Con il presente arresto, le Sezioni Unite hanno accolto il primo orientamento, affermando quindi il seguente principio di diritto: “Il giudice dell’esecuzione, investito della richiesta di confisca ex articolo 240-bis cod. pen., esercitando gli stessi poteri che, in ordine alla detta misura di sicurezza atipica, sono propri del giudice della cognizione, può disporla, fermo restando il criterio di “ragionevolezza temporale”, in ordine ai beni che sono entrati nella disponibilità del condannato fino al momento della pronuncia della sentenza per il c.d. “reato-spia”, salva comunque la possibilità di confisca di beni acquistati anche in epoca posteriore alla sentenza, ma con risorse finanziarie possedute prima”.
A tale conclusione la Suprema Corte perviene dopo aver rammentato, tra il resto, come la confisca allargata sia da annoverare, per scelta legislativa, tra le misure di sicurezza e che in quanto tale va necessariamente correlata alla sussistenza del reato-spia.
È perciò proprio il giudizio di colpevolezza (o la sentenza di applicazione della pena su richiesta resa ex art. 444 c.p.p.) in ordine alla commissione del suddetto reato, unitamente alla titolarità di beni di valore sproporzionato rispetto ai redditi ed attività del reo e quindi non giustificabile, a determinare l'applicabilità della misura.
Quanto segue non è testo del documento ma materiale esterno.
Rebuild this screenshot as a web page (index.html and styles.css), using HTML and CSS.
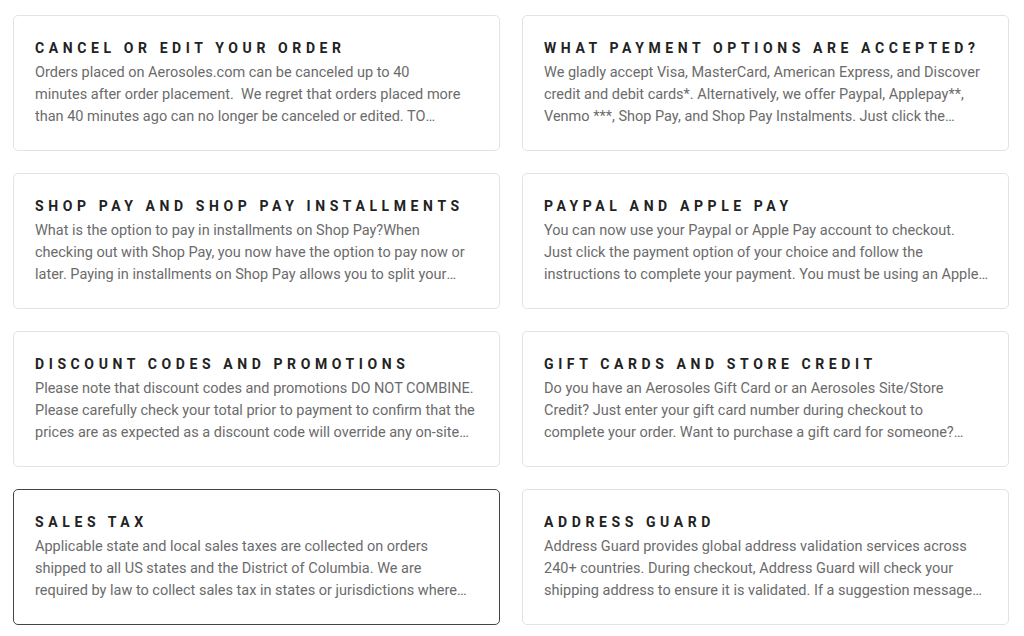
FILE: index.html
```html
<!DOCTYPE html>
<html lang="en">
<head>
<meta charset="utf-8">
<title>FAQ</title>
<link rel="stylesheet" href="styles.css">
</head>
<body>
<main class="faq-grid">
  <article class="faq-card">
    <h3 class="faq-title">Cancel or edit your order</h3>
    <p class="faq-text">Orders placed on Aerosoles.com can be canceled up to 40<br>minutes after order placement.&nbsp; We regret that orders placed more<br>than 40 minutes ago can no longer be canceled or edited. TO CANCEL YOUR ORDER please contact our customer service team as soon as possible.</p>
  </article>
  <article class="faq-card">
    <h3 class="faq-title">What payment options are accepted?</h3>
    <p class="faq-text">We gladly accept Visa, MasterCard, American Express, and Discover<br>credit and debit cards*. Alternatively, we offer Paypal, Applepay**,<br>Venmo ***, Shop Pay, and Shop Pay Instalments. Just click the payment option of your choice at checkout.</p>
  </article>
  <article class="faq-card">
    <h3 class="faq-title">Shop Pay and Shop Pay Installments</h3>
    <p class="faq-text">What is the option to pay in installments on Shop Pay?When<br>checking out with Shop Pay, you now have the option to pay now or<br>later. Paying in installments on Shop Pay allows you to split your purchase into four interest-free payments.</p>
  </article>
  <article class="faq-card">
    <h3 class="faq-title">Paypal and Apple Pay</h3>
    <p class="faq-text">You can now use your Paypal or Apple Pay account to checkout.<br>Just click the payment option of your choice and follow the<br>instructions to complete your payment. You must be using an Apple device to use Apple Pay.</p>
  </article>
  <article class="faq-card">
    <h3 class="faq-title">Discount codes and promotions</h3>
    <p class="faq-text">Please note that discount codes and promotions DO NOT COMBINE.<br>Please carefully check your total prior to payment to confirm that the<br>prices are as expected as a discount code will override any on-site promotions.</p>
  </article>
  <article class="faq-card">
    <h3 class="faq-title">Gift cards and store credit</h3>
    <p class="faq-text">Do you have an Aerosoles Gift Card or an Aerosoles Site/Store<br>Credit? Just enter your gift card number during checkout to<br>complete your order. Want to purchase a gift card for someone? Purchase one on our gift card page.</p>
  </article>
  <article class="faq-card is-active">
    <h3 class="faq-title">Sales tax</h3>
    <p class="faq-text">Applicable state and local sales taxes are collected on orders<br>shipped to all US states and the District of Columbia. We are<br>required by law to collect sales tax in states or jurisdictions where applicable.</p>
  </article>
  <article class="faq-card">
    <h3 class="faq-title">Address Guard</h3>
    <p class="faq-text">Address Guard provides global address validation services across<br>240+ countries. During checkout, Address Guard will check your<br>shipping address to ensure it is validated. If a suggestion message appears, please review your address.</p>
  </article>
</main>
</body>
</html>
```

FILE: styles.css
```css
html, body {
  margin: 0;
  padding: 0;
  background: #ffffff;
}

body {
  font-family: Roboto, "Liberation Sans", Arial, sans-serif;
}

.faq-grid {
  display: grid;
  grid-template-columns: 487px 487px;
  column-gap: 22px;
  row-gap: 22px;
  padding: 15px 16px 0 13px;
}

.faq-card {
  box-sizing: border-box;
  height: 136px;
  border: 1px solid #e3e3e3;
  border-radius: 5px;
  padding: 22px 16px 0 21px;
  background: #fff;
}

.faq-card.is-active {
  border-color: #444;
}

.faq-title {
  margin: 0 0 4px 0;
  font-size: 14px;
  line-height: 20px;
  font-weight: 700;
  text-transform: uppercase;
  letter-spacing: 4.6px;
  color: #222;
}

.faq-text {
  margin: 0;
  font-size: 14.5px;
  line-height: 22px;
  color: #6b6b6b;
  display: -webkit-box;
  -webkit-line-clamp: 3;
  -webkit-box-orient: vertical;
  overflow: hidden;
}
```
Ne deriva così che il potere riconosciuto al giudice dell’esecuzione nel disporre la confisca deve ritenersi contenuto entro i limiti propri di quello spettante al giudice della cognizione, come sopra individuato.
Quanto, infine, all’enunciato criterio di ‘ragionevolezza temporale’ cui il giudice deve attenersi, la Cassazione ha osservato che occorre fare riferimento alle caratteristiche della singola vicenda concreta ed al correlato al grado di pericolosità sociale che se ne può ritrarre.
Sulla scorta di tali argomentazioni, dunque, le Sezioni Unite giungono a disattendere l’orientamento accolto nella citata sentenza Montella, rilevando come detta impostazione, che si mostra indifferente rispetto al momento di ingresso del bene da confiscare nel patrimonio del reo, conduca ad un eccessivo ed ingiustificato ampliamento del perimetro applicativo della confisca.
Si ammette, per contro, la possibilità di disporre la confisca anche di quegli elementi patrimoniali acquisiti dopo la perpetrazione del reato, purché non distaccati da questo da un lungo lasso temporale, tale da rendere irragionevole l'ablazione, e comunque non successivi alla sentenza di condanna o di patteggiamento, salvo sempre il caso di successivo acquisto con risorse precedentemente possedute.